Oh, and meant to say I do agree with you about Griffin's sprawling love letter to London. Tops whatever plot there is. I do think her system is on to something, though.

[identity profile] yumiyoshi.livejournal.com 2013-03-28 02:32 pm (UTC)(link)
Do you mean what happens with Lesley? Cause if I were to indulge in unfounded speculations, I think he's going to build her up to something there. A hack would take an easy way out and have her make some kind of pact with demons, but I suspect he has something better planned. (I guess there's also Simone, but I was utterly un-invested in that, so I took no emotional damage. Although I am sure Peter did.) I really like Peter, ahahaha, I am rooting for him to stay the good if slightly ditsy cop.

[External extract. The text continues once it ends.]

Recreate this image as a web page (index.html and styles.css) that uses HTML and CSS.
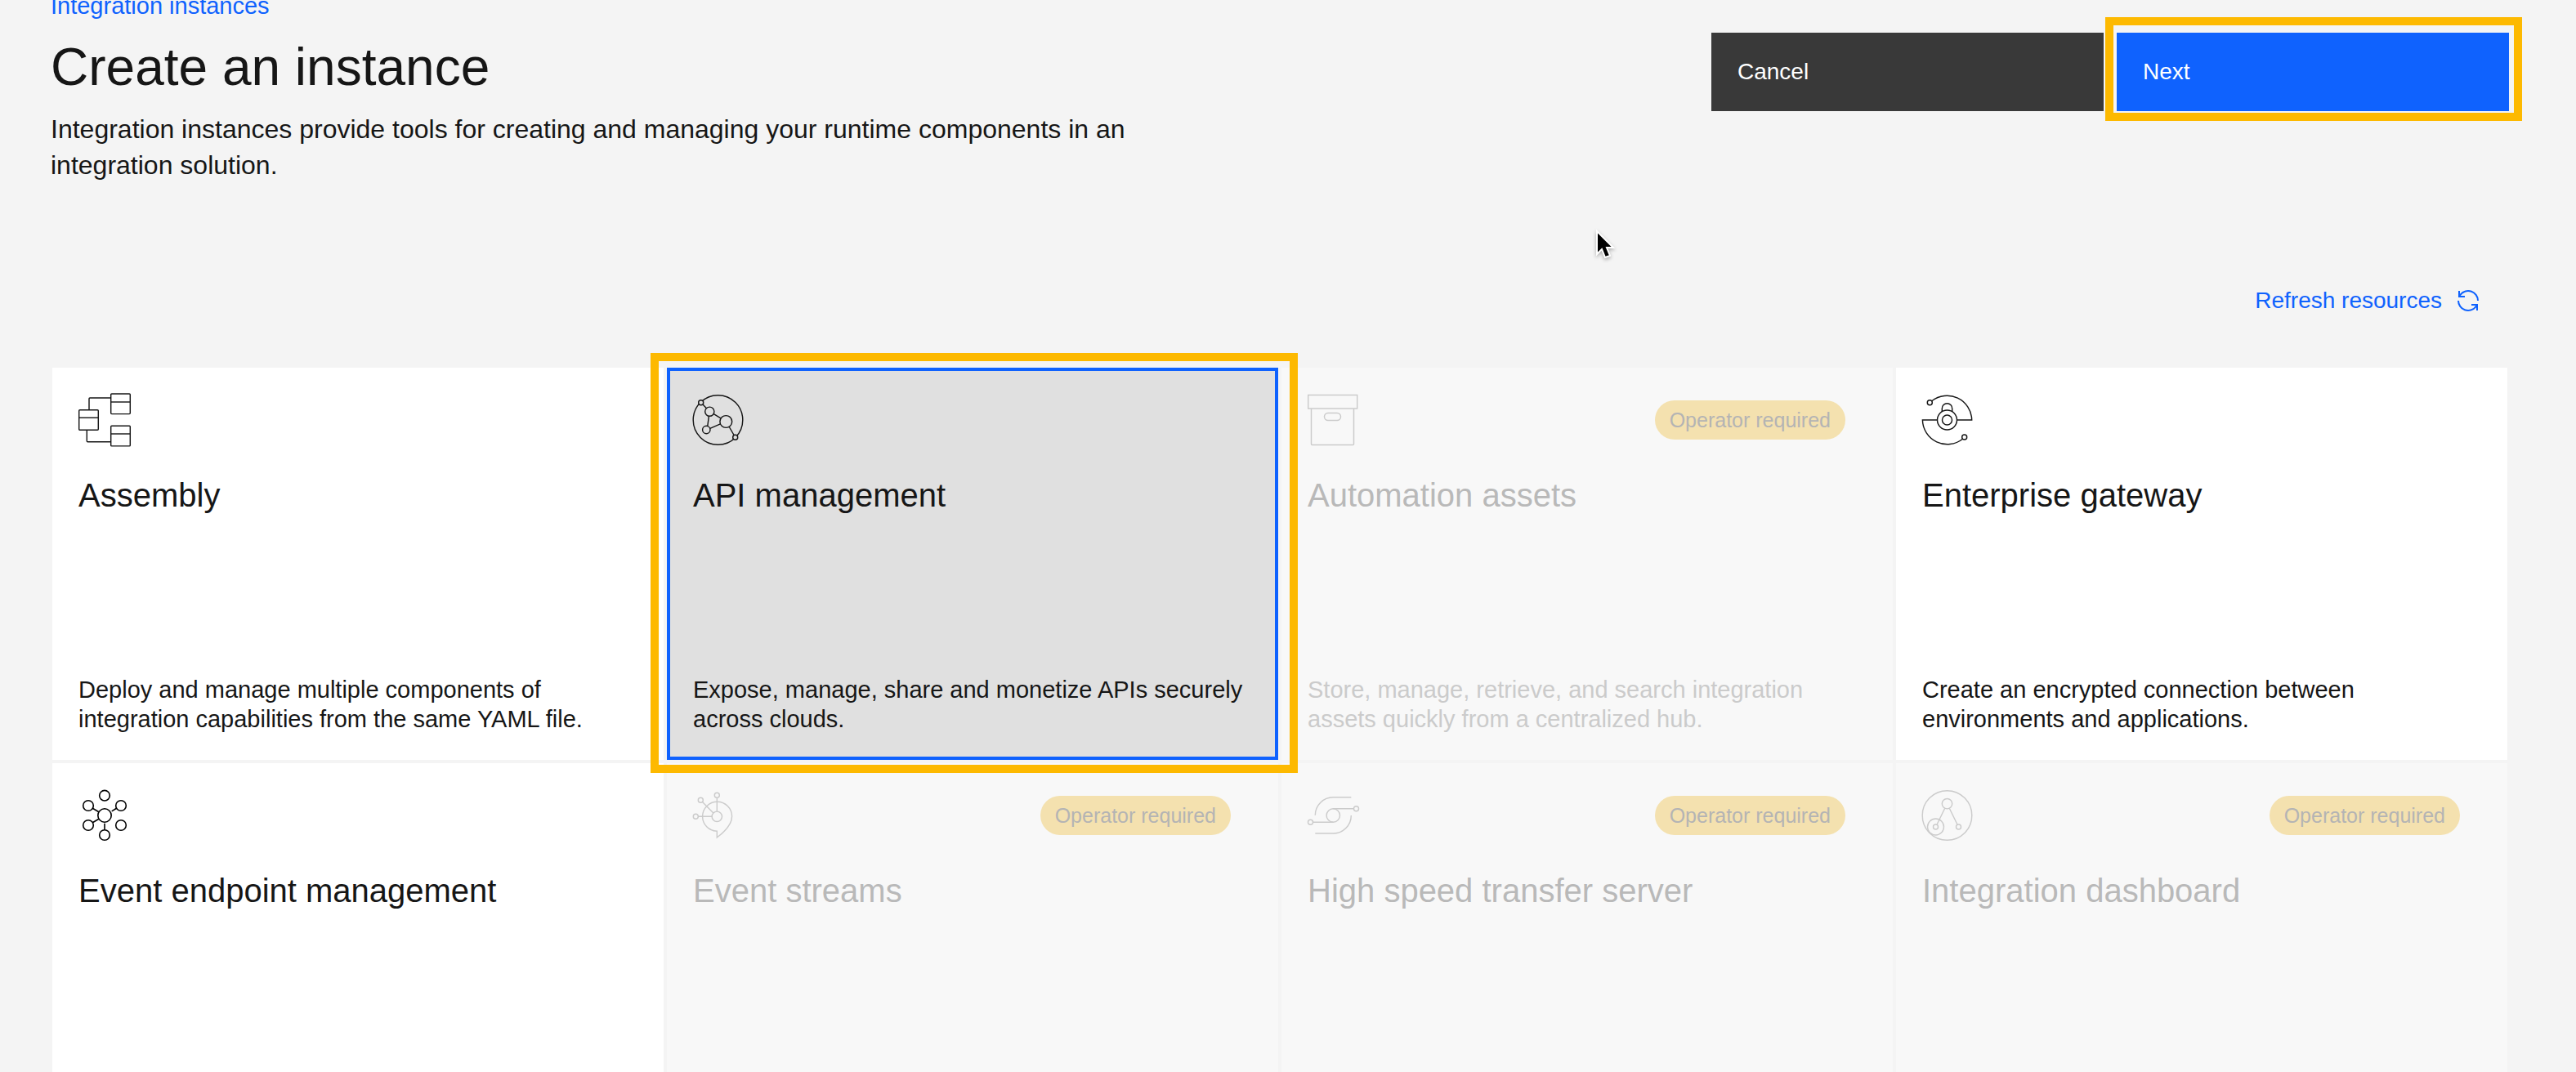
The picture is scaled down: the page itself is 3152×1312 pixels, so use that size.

And I really like Griffin's system, as you know :D It's so distinctive -- I wonder if it can beget imitations (or inspired-by), and what that would look like.

[identity profile] petronia.livejournal.com 2013-03-28 04:37 am (UTC)(link)
Never really occurred to me that Butcher was breaking ground in 2000, tbh -- I mean, I started reading urban fantasy with Emma Bull in high school, and it was urban enough (boring urban mid-America, which was the entire point; at this time it wasn't supposed to be about painting up the interests of interesting cities) and contained sexy fairies and whatnot -- but more to the point 90s Vertigo had covered the entire ground, hadn't it? Sandman, Lucifer, Constantine. And then Gaiman went on to write Neverwhere, and there was Buffy, and Laurell K. Hamilton, and.

It's just been two completely separate lineages since at least the mid-90s. All the sexy vampire hunter stuff is from Laurell K. Hamilton. All the London/noir stuff is from Gaiman, if you accept that Constantine wouldn't have happened without Sandman.

[identity profile] yumiyoshi.livejournal.com 2013-03-28 11:32 am (UTC)(link)
I haven't read the sexy vampire hunter whatnot, so I can't really comment on it. But the "noir detective" ... had the groundwork been completely laid by then? Constantine and Sandman had a completely different focus (although I have not worked my way through the entire canon so I could have missed a sub story somewhere). I couldn't stand Buffy actually so I can't speak to that.

(American Gods is a much more direct predecessor to Kate Griffin, anyway, although I have no idea if she's read it. I would assume so, as it would be major homework.)